Your task: Write out each line in which the string "Tailwind" is present.

Code that builds pages:

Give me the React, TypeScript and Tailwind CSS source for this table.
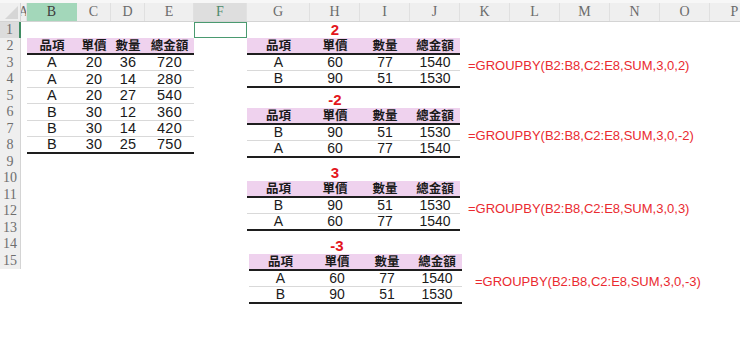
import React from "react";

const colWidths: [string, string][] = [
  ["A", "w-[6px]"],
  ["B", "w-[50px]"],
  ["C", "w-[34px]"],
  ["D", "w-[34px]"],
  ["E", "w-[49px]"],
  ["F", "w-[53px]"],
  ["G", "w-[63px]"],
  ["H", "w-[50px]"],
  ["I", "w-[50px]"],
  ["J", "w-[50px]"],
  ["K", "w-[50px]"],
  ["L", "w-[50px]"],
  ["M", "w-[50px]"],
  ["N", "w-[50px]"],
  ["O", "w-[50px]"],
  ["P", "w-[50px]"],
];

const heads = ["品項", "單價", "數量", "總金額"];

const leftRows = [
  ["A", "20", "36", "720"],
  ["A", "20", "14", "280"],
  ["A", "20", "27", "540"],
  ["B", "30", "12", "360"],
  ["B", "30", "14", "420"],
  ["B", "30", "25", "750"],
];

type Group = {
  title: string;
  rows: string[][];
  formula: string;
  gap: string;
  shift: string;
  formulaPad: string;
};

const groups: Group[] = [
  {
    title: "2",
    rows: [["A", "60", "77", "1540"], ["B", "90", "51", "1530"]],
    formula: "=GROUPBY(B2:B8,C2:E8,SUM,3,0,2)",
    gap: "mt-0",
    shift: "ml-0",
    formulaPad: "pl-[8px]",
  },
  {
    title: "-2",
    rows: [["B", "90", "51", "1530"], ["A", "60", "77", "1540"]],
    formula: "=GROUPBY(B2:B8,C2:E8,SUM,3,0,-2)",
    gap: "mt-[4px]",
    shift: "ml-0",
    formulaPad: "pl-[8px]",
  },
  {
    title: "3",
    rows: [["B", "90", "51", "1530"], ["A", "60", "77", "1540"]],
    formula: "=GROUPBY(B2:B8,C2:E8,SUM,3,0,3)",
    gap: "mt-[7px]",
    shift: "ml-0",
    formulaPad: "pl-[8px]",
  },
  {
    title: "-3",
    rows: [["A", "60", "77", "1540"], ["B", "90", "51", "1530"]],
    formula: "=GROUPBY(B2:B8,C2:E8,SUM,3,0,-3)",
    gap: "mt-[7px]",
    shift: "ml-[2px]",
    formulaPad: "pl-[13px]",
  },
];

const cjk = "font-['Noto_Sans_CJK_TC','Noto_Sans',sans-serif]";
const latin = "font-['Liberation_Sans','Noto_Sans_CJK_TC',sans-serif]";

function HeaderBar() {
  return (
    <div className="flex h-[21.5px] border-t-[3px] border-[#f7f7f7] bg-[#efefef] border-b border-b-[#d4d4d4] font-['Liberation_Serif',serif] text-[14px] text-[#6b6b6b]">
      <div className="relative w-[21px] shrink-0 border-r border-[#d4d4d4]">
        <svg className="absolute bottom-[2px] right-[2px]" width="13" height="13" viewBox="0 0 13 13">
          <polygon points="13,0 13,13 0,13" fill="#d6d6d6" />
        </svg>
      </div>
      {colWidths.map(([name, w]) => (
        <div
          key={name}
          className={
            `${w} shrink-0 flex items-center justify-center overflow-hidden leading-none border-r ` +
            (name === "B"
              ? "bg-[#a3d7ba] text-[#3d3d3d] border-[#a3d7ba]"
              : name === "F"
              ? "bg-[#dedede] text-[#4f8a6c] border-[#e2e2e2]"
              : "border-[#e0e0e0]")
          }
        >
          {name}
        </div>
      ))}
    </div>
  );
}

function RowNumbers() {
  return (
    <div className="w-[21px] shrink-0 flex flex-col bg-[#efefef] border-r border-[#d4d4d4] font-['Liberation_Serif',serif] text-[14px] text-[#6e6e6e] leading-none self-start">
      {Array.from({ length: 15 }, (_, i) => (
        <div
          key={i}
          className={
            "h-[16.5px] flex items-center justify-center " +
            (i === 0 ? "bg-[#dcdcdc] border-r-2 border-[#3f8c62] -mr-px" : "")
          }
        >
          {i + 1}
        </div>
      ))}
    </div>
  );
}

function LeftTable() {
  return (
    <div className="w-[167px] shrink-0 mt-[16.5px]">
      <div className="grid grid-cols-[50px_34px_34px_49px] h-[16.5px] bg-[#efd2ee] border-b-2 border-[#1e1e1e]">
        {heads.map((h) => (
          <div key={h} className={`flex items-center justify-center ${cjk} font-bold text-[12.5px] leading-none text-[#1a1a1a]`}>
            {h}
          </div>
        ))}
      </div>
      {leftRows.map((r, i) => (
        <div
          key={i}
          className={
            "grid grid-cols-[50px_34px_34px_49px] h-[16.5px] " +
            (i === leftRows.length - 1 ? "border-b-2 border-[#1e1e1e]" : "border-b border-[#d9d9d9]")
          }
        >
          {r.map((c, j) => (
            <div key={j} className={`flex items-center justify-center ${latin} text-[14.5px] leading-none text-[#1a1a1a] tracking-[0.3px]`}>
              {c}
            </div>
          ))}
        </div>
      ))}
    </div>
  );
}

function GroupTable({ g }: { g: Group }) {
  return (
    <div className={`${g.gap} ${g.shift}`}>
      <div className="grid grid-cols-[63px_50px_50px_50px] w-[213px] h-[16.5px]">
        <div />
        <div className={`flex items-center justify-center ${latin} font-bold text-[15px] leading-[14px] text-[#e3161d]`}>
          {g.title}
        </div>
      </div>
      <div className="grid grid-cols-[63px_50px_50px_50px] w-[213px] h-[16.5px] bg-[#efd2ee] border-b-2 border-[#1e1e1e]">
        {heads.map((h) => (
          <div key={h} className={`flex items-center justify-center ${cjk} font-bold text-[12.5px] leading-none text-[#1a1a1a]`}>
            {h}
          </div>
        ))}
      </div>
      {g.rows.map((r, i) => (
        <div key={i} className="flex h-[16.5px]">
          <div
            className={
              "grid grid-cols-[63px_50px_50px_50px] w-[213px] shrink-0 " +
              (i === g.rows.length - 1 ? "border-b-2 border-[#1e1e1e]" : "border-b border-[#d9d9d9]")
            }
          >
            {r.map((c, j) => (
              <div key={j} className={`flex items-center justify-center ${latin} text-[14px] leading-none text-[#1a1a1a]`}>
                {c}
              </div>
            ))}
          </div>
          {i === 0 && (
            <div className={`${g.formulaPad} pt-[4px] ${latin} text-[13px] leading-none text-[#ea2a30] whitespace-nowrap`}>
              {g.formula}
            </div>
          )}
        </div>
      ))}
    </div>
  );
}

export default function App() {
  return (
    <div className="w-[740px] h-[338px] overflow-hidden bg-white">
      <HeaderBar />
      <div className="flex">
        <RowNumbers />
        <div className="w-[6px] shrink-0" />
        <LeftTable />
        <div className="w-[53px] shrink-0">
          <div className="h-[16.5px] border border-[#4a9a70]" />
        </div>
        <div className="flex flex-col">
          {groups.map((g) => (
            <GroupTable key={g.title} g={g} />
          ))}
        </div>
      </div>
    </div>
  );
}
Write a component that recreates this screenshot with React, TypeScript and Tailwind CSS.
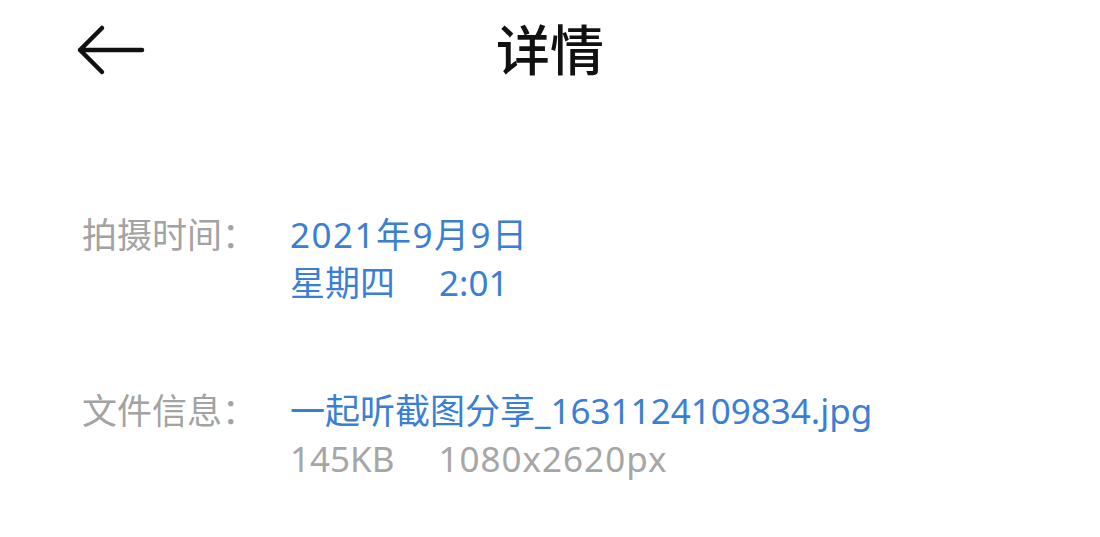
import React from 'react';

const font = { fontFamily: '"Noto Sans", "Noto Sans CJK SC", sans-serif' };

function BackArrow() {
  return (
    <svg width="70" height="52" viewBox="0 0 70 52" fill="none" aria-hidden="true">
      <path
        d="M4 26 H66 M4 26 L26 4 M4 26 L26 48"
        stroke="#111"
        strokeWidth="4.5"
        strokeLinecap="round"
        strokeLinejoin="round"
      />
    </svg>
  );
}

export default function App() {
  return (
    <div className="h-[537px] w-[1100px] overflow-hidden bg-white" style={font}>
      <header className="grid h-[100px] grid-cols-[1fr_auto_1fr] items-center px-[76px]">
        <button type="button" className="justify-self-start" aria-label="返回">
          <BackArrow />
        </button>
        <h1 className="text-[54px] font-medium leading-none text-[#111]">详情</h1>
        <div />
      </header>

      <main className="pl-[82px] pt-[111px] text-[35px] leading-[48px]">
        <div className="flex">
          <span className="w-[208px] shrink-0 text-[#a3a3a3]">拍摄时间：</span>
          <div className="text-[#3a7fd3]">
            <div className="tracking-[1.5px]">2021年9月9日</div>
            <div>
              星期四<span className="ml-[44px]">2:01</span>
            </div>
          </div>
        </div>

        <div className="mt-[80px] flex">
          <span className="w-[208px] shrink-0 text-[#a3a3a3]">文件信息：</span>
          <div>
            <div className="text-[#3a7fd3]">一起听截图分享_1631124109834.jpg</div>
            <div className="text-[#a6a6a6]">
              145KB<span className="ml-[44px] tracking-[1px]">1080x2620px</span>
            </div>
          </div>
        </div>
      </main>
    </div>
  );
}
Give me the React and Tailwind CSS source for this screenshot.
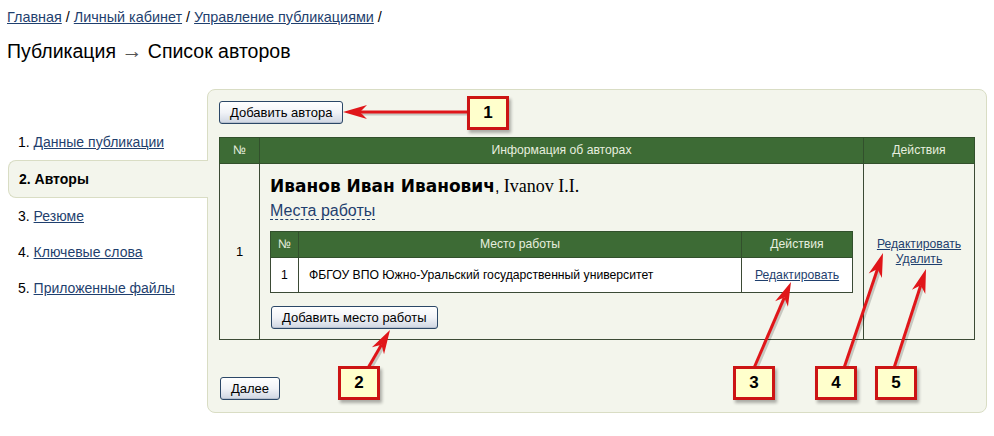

Exercise answer:
Give me the React, TypeScript and Tailwind CSS source for this table.
Write a component that recreates this screenshot with React, TypeScript and Tailwind CSS.
Give me the React and Tailwind CSS source for this screenshot.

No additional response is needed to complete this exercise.